I learned to love reading as a kid, spellbound by wizarding worlds and ghost stories. I wanted to share this love, so I became an intervention teacher, working with struggling readers and special education students.
Kids love reading. I don’t care what think pieces say about screen addiction, children still gravitate towards books. If they can’t read, they like looking at the pictures in “Dogman” or listening to Junie B.’s antics.
In my eight years of teaching in Philadelphia and its suburbs, I’ve worked with first through fifth graders from diverse racial and economic backgrounds. I’ve worked in both low-performing schools and higher-performing ones, and the same problem keeps cropping up: So many kids can’t read. I’ve seen first graders who don’t know what sound “a” makes and fifth graders who can’t read two-syllable words.
Why is this happening? People blame COVID, but the problem predates the pandemic.
As long as I’ve been teaching, I’ve seen students ushered grade to grade, even when they are several grade levels behind. And there’s pressure on teachers to move too quickly through content. Halfway through first grade, direct reading instruction may get phased out for standardized test skills, such as main idea and inferences. The content just keeps getting harder, especially as reading becomes a key part of all subjects, even math. If they can’t read by third grade, they have a much harder time catching up and are less likely to graduate from high school, research has shown.
But a big part of the problem has been teachers’ reliance on the whole language approach, which has prioritized sight words and finding meaning in rich texts, instead of the research-backed phonics-based efforts that teach letter-sound connections to decode words.
The first year I taught, I used a guided reading program from Fountas and Pinnell rooted in the whole language approach. A curriculum representative modeled how to teach students certain reading strategies, like using pictures or context clues to guess unknown words. In fact, some of the words in their books seem to be written way above what a child can reasonably sound out, like “deluge” in a third grade reading lesson.
“How do you pronounce this?” my co-worker asked me. “Day-looj? Dee-looj?”
“I’m not sure,” I said. “I’ve only ever seen it in writing.”
Each lesson lasted 30-40 minutes, mostly consisting of the students silently reading while I came around the resource room to listen to them whisper-read one at a time. We discussed the books before and after reading, and I pointed out unknown words (like prehistoric).
Students were encouraged to guess words using context clues. If the word starts with “t” and there’s a picture of a tree, kids can fill in the blanks. They might guess alligator if the word starts with “all” and the story is about river animals.

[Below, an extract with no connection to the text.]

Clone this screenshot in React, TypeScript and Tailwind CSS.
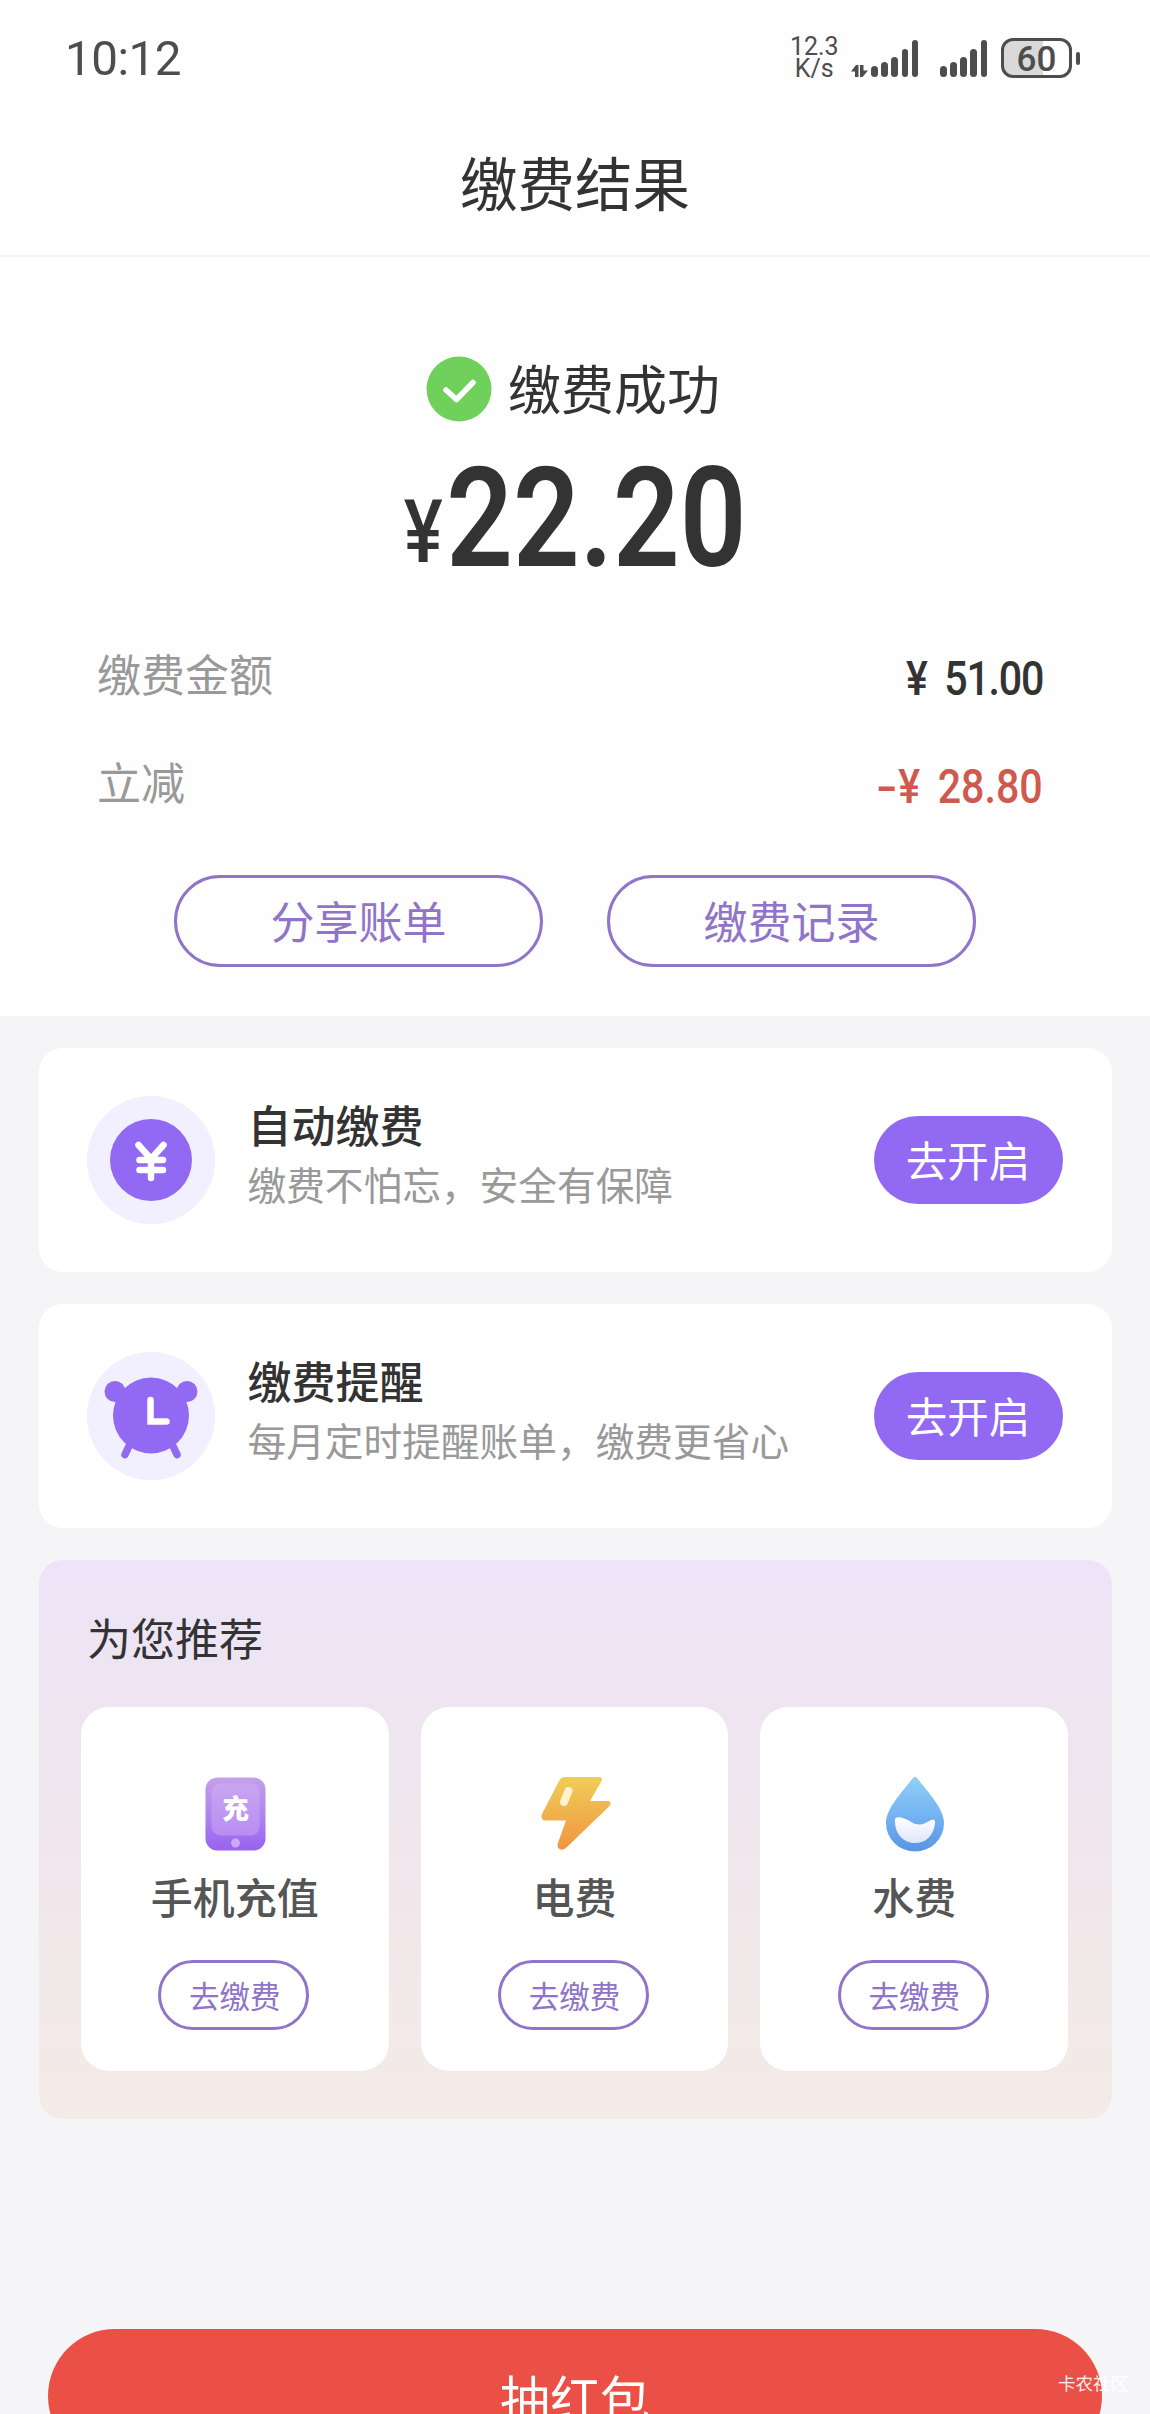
import { ReactNode } from "react";
import { clsx } from "clsx";

const BARS = [11, 15, 20, 28, 37];

function Signal() {
  return (
    <div className="flex items-end gap-[3.6px] h-[37px]">
      {BARS.map((h) => (
        <div key={h} className="w-[6.5px] rounded-full bg-[#4d4d4d]" style={{ height: h }} />
      ))}
    </div>
  );
}

function StatusBar() {
  return (
    <div className="flex h-[116px] items-center justify-between pl-[65px] pr-[70px] font-['Roboto'] text-[#4d4d4d]">
      <span className="origin-left scale-x-[0.97] pt-[2px] text-[49px] leading-[60px] tracking-[-0.5px]">10:12</span>
      <div className="flex items-center">
        <div className="mr-[13px] flex w-[48px] flex-col items-center text-[25px] leading-[22px]">
          <span>12.3</span>
          <span>K/s</span>
        </div>
        <div className="flex items-end pt-[1px]">
          <svg className="mr-[3px]" width="17" height="12" viewBox="0 0 17 12" fill="#4d4d4d">
            <path d="M0 6.5 L5 0 H7.5 V12 H4 V6.5 Z" />
            <path d="M9 0 H12.5 V5.5 H17 L11.5 12 H9 Z" />
          </svg>
          <Signal />
          <div className="w-[22px]" />
          <Signal />
        </div>
        {/* Battery */}
        <div className="ml-[14px] flex items-center gap-[4px]">
          <div className="flex h-[40px] w-[71px] items-center justify-center rounded-[12px] border-[3px] border-[#4d4d4d] bg-linear-to-r from-[#d9d9d9] from-60% to-white to-60% pt-[2px] text-[35px] font-medium leading-none">
            <span>60</span>
          </div>
          <div className="h-[13px] w-[4px] rounded-full bg-[#4d4d4d]" />
        </div>
      </div>
    </div>
  );
}

function CoinIcon() {
  return (
    <svg width="128" height="128" viewBox="0 0 128 128" className="shrink-0">
      <circle cx="64" cy="64" r="64" fill="#f2effe" />
      <circle cx="64" cy="64" r="41" fill="#9169f2" />
      <path
        d="M51.5 49 L64 63 L76.5 49 M64 63 V82 M52.5 64 H76 M52.5 74 H76"
        fill="none"
        stroke="#fff"
        strokeWidth="6.5"
        strokeLinecap="round"
        strokeLinejoin="round"
      />
    </svg>
  );
}

function ClockIcon() {
  return (
    <svg width="128" height="128" viewBox="0 0 128 128" className="shrink-0">
      <circle cx="64" cy="64" r="64" fill="#f2effe" />
      <g fill="#9169f2" stroke="#9169f2">
        <circle cx="28" cy="39.5" r="10.5" stroke="none" />
        <circle cx="100" cy="39.5" r="10.5" stroke="none" />
        <circle cx="64" cy="63.5" r="38" stroke="none" />
        <path d="M43 92 L38 102.5 M85 92 L90 102.5" strokeWidth="7.5" strokeLinecap="round" />
      </g>
      <path d="M63.5 48 V69.5 H79.5" fill="none" stroke="#fff" strokeWidth="6.5" strokeLinecap="round" />
    </svg>
  );
}

function PhoneIcon() {
  return (
    <svg width="61" height="74" viewBox="0 0 62 74" preserveAspectRatio="none">
      <defs>
        <linearGradient id="phone" x1="0" y1="0" x2="0" y2="1">
          <stop offset="0" stopColor="#c5a0ea" />
          <stop offset="0.6" stopColor="#ab7ef0" />
          <stop offset="1" stopColor="#9862ee" />
        </linearGradient>
        <linearGradient id="screen" x1="0" y1="0" x2="0" y2="1">
          <stop offset="0" stopColor="#c9a6f0" />
          <stop offset="1" stopColor="#b78df2" />
        </linearGradient>
      </defs>
      <rect x="0.5" y="0.5" width="61" height="73" rx="12" fill="url(#phone)" />
      <rect x="6.5" y="6.5" width="49" height="52" rx="9" fill="url(#screen)" />
      <text
        x="31"
        y="42"
        textAnchor="middle"
        fontSize="27"
        fontWeight="900"
        fill="#fff"
        className="font-['Noto_Sans_CJK_SC',sans-serif]"
      >
        充
      </text>
      <circle cx="31" cy="66" r="4.5" fill="#cdaaf5" />
    </svg>
  );
}

function BoltIcon() {
  return (
    <svg width="72" height="76" viewBox="0 0 72 76">
      <defs>
        <linearGradient id="bolt" x1="0" y1="0" x2="0" y2="1">
          <stop offset="0" stopColor="#f0cd58" />
          <stop offset="1" stopColor="#f09640" />
        </linearGradient>
      </defs>
      <path
        d="M25 1 H58 Q64 1 61 6 L50 25 H68 Q73 26 69 30.5 L27 71 Q23 75 19.5 73 Q16.500 71 18 67 L26 44.5 H5 Q0 43.5 2 38 L19 5 Q21 1 25 1 Z"
        fill="url(#bolt)"
      />
      <path d="M28.5 15 L24 26" stroke="#fff3cf" strokeWidth="8" strokeLinecap="round" />
    </svg>
  );
}

function DropIcon() {
  return (
    <svg width="60" height="76" viewBox="0 0 60 76">
      <defs>
        <linearGradient id="drop" x1="0" y1="0" x2="0" y2="1">
          <stop offset="0" stopColor="#92d0f6" />
          <stop offset="0.5" stopColor="#74b4f2" />
          <stop offset="1" stopColor="#5a94e4" />
        </linearGradient>
        <linearGradient id="water" x1="0" y1="0" x2="0" y2="1">
          <stop offset="0" stopColor="#fff" />
          <stop offset="1" stopColor="#dfe6fb" />
        </linearGradient>
      </defs>
      <path d="M28 2 Q30 -0.5 32 2 C44 17 59 33 59 47 A29 28.5 0 0 1 1 47 C1 33 16 17 28 2 Z" fill="url(#drop)" />
      <path
        d="M10 43 Q11 40.5 16 41.5 C24 43 28 49 35 48.5 C41 48 43 44.5 48 43.5 Q50.5 43.5 50 48 C48 60 41 67 30 67 C18 67 9 57 10 43 Z"
        fill="url(#water)"
      />
    </svg>
  );
}

function AmountRow({ label, value, discount }: { label: string; value: string; discount?: boolean }) {
  return (
    <div className="flex h-[108px] items-center justify-between pl-[97px] pr-[108px]">
      <span className="text-[44px] leading-[60px] text-[#999]">{label}</span>
      <span
        className={clsx(
          "flex origin-right scale-x-[0.84] pt-[11px] font-['Roboto'] text-[49px] font-medium leading-[60px]",
          discount ? "mr-[-1px] text-[#cf594f]" : "mr-[-1px] tracking-[-1.5px] text-[#333]"
        )}
      >
        {discount && <span className="mr-[1px] origin-right scale-x-[1.5]">-</span>}
        <span>¥</span>
        <span className="ml-[21px]">{value}</span>
      </span>
    </div>
  );
}

function ServiceCard({ icon, title, desc }: { icon: ReactNode; title: string; desc: string }) {
  return (
    <div className="flex h-[224px] items-center rounded-[24px] bg-white pl-[48.5px] pr-[49px]">
      {icon}
      <div className="ml-[32.5px] flex flex-1 flex-col pb-[14px]">
        <span className="text-[44px] font-medium leading-[60px] text-[#333]">{title}</span>
        <span className="text-[38.7px] leading-[58px] text-[#999]">{desc}</span>
      </div>
      <button className="h-[88px] w-[189px] rounded-full bg-[#9169f2] pb-[1px] text-[41.5px] text-white">去开启</button>
    </div>
  );
}

const RECOMMENDS = [
  { label: "手机充值", icon: <PhoneIcon /> },
  { label: "电费", icon: <BoltIcon /> },
  { label: "水费", icon: <DropIcon /> },
];

export default function App() {
  return (
    <main className="relative flex h-[2414px] w-[1150px] flex-col overflow-hidden bg-[#f5f5f7] font-['Noto_Sans_CJK_SC',sans-serif]">
      {/* Result panel */}
      <section className="flex h-[1016px] shrink-0 flex-col bg-[#fefefe]">
        <StatusBar />
        <header className="flex h-[141px] items-center justify-center border-b-2 border-[#f4f4f4] pb-[9px]">
          <h1 className="text-[57.5px] leading-[80px] text-[#333]">缴费结果</h1>
        </header>

        <div className="mt-[90px] flex h-[84px] items-center justify-center gap-[16px] pr-[4px]">
          <svg width="66" height="66" viewBox="0 0 66 66">
            <circle cx="33" cy="33" r="32.5" fill="#6fd15c" />
            <path
              d="M20 34 L30.5 43.5 L47 26.5"
              fill="none"
              stroke="#fff"
              strokeWidth="5.5"
              strokeLinecap="round"
              strokeLinejoin="round"
            />
          </svg>
          <span className="pb-[4px] text-[53px] leading-[80px] text-[#333]">缴费成功</span>
        </div>

        <div className="flex h-[188px] items-baseline justify-center pt-[7px] font-['Roboto'] text-[#333]">
          <span className="flex scale-x-[0.835] items-baseline gap-[4px] font-semibold">
            <span className="pb-[4px] text-[88px] font-medium leading-[160px] -translate-y-1">¥</span>
            <span className="text-[140px] leading-[160px]">22.20</span>
          </span>
        </div>

        <AmountRow label="缴费金额" value="51.00" />
        <AmountRow label="立减" value="28.80" discount />

        <div className="mt-[40px] flex justify-center gap-[64px]">
          {["分享账单", "缴费记录"].map((text) => (
            <button
              key={text}
              className="h-[92px] w-[369px] rounded-full border-[3px] border-[#9074c8] pb-[2px] text-[44px] text-[#9074c8]"
            >
              {text}
            </button>
          ))}
        </div>
      </section>

      <div className="flex flex-col gap-[32px] px-[38.5px] pt-[32px]">
        <ServiceCard icon={<CoinIcon />} title="自动缴费" desc="缴费不怕忘，安全有保障" />
        <ServiceCard icon={<ClockIcon />} title="缴费提醒" desc="每月定时提醒账单，缴费更省心" />

        {/* Recommendations */}
        <section className="h-[559px] rounded-[24px] bg-linear-to-b from-[#ece4f7] via-[#f0e6ec] to-[#f4ebe7] pl-[42.5px] pr-[43.5px] pt-[47px]">
          <h2 className="pl-[6px] text-[44px] leading-[60px] text-[#333]">为您推荐</h2>
          <div className="mt-[40px] flex gap-[32px]">
            {RECOMMENDS.map((item) => (
              <div key={item.label} className="flex h-[364px] flex-1 flex-col items-center rounded-[28px] bg-white pt-[69px]">
                <div className="flex h-[76px] items-center pl-[2px]">{item.icon}</div>
                <span className="mt-[14px] text-[42px] font-medium leading-[60px] text-[#555]">{item.label}</span>
                <button className="mr-[2px] mt-[34px] h-[70px] w-[151px] rounded-full border-[3px] border-[#9074c8] pl-[2px] pt-[1px] text-[30.5px] text-[#9074c8]">
                  去缴费
                </button>
              </div>
            ))}
          </div>
        </section>
      </div>

      <button className="mx-[48px] mt-[210px] h-[134px] shrink-0 rounded-full bg-[#ea5046] pt-[1px] text-[50px] text-white">
        抽红包
      </button>

      {/* Corner mark */}
      <span className="absolute bottom-[19px] right-[22px] text-[17.5px] leading-[24px] text-white/90">卡农社区</span>
    </main>
  );
}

‘The answer isn’t floating over there. It’s right here, in the letters.’
Did it work? Well, I was thrilled that the kids got to read so much and seemed to actually like the books we were reading. But truthfully, only one student out of eight became a fluent reader. The others seemed to improve. They still missed a lot of words and read with difficulty, but I figured any progress was a good thing.
I loved the Fountas and Pinnell curriculum, though I didn’t know at the time what so many people learned from Emily Hanford’s popular “Sold a Story” podcast: that reading research has long shown the whole word approach doesn’t work.
Guessing words based on a story’s context isn’t the same as reading. And it’s a crutch that’s kicked away as students advance to higher grades, where the vocabulary is more complex and the pictures fade away. I suppose the reading practice was better than nothing, but it’s heartbreaking to realize that despite my best intentions, I never actually taught them how to read.
After the pandemic, I switched schools. Now I teach a phonics-based reading program that’s built on repetition and reading words with patterns they can sound out.
Sounds boring, right? Repeating “a—apple—ah” and using your fingers to tap out the sounds in “cat” aren’t exactly riveting. But to a second grader who knows he can’t read (and tells me all the time), it’s a lifeline. It works. A boy who couldn’t read “the” at the beginning can now read “shrimp” and “dreams.”
Interestingly enough, I’ve noticed that my struggling readers tend to default to the whole language guessing strategies, even though I no longer teach them. I think they are grasping for anything that might help. They’ll see the word “ball” and guess “baseball,” until I tell them to look at the word more closely.
“The answer isn’t floating over there,” I say. “It’s right here, in the letters. If you use the skills you know, you can read it.”
And you know what? When they actually take the time to focus on the letters, they can.
Bridget Scanlan is a teacher and writer based in Philadelphia. She has worked with elementary-aged students for eight years.